This project attempts to develop methodologies to quantify the sentiment of Hotel reviews in a large dataset. it contains methods for cleaning the data, (optionally) translating non-english reviews in the dataset, and then four methods for calculating the sentiment of the text:
- Google Cloud Natural Language API Sentiment Scores
- SentiWordNet average sentiment scores
- Naive Bayes Classifier Sentiment Scores (trained using the review ratings)
- Long Short-Term Memory Neural Network Classifier Sentiment Scores (trained using the review ratings)
It also contains evaulations of the pros and cons of each approach, as well as the effectiveness of the specific implementations.
To run this project navigate to the folder you wish to download this project to in the command prompt and run
git clone https://github.com/SJTButler/hotel-review-analysis.git
The datasets used can be downloaded at https://www.kaggle.com/datafiniti/hotel-reviews.

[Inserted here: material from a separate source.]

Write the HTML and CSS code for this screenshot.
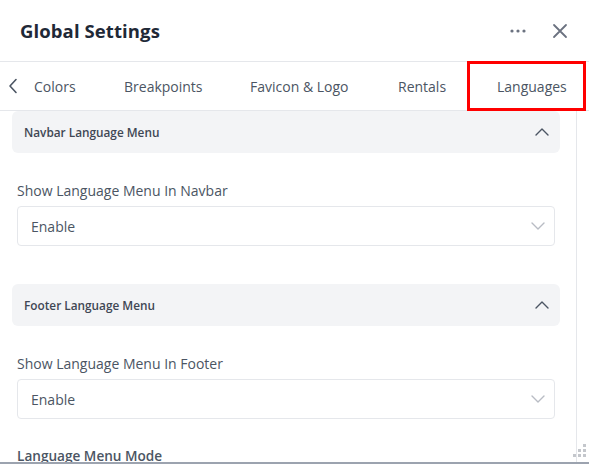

There will be three csv files available - these files should be placed unchanged into a /dataset folder
The notebook can then be opened by running
jupyter notebook
and opening "Hotel Review Analysis.ipynb".
NOTE: Some aspects of the project require a Google Service account - to use this in the dataset, change the %env GOOGLE_APPLICATION_CREDENTIALS line in the Imports and Constants section of the notebook to point to the credential file for your account. (These parts of the code WILL cost money to run, so be warned)
Alternatively, a html version of the notebook is available to read at http://hotelreviewanalysis.sjtbutler.co.uk/
-
Numpy
-
Pandas
-
Sci-Kit Learn
-
Keras
-
TQDM
-
Keras-TQDM
-
NLTK
-
unidecode
-
BFG (to deal with accidentally commiting the large datasets to the repo)
While I am very proud of the work I've done on this project, I can see a number of elements that, given more time, I would work to improve, such as:
-
Fine tuning the LSTM Model
- I feel more work could be done to improve the accuracy of the LSTM network, by changing the structure of the network and by further fine-tuning the hyper-parameters (possibly by using automated paramter tuning methods such as sci-kit learn's GridSearchCV or RandomizedSearchCV objects)
-
Further analysis of the effectiveness of each approach
-
Code re-factoring
- At present, parts of the code - particularly parts dealing with visualisation and computing the difference between the obtained sentiment scores and the given ratings - are copy-pasted with minor changes from other parts of the project, and probably should be condensed into re-usable functions to make the project more maintainable (although, being as it is in a notebook format, I do appreciate the immediacy of having the code right next to the output)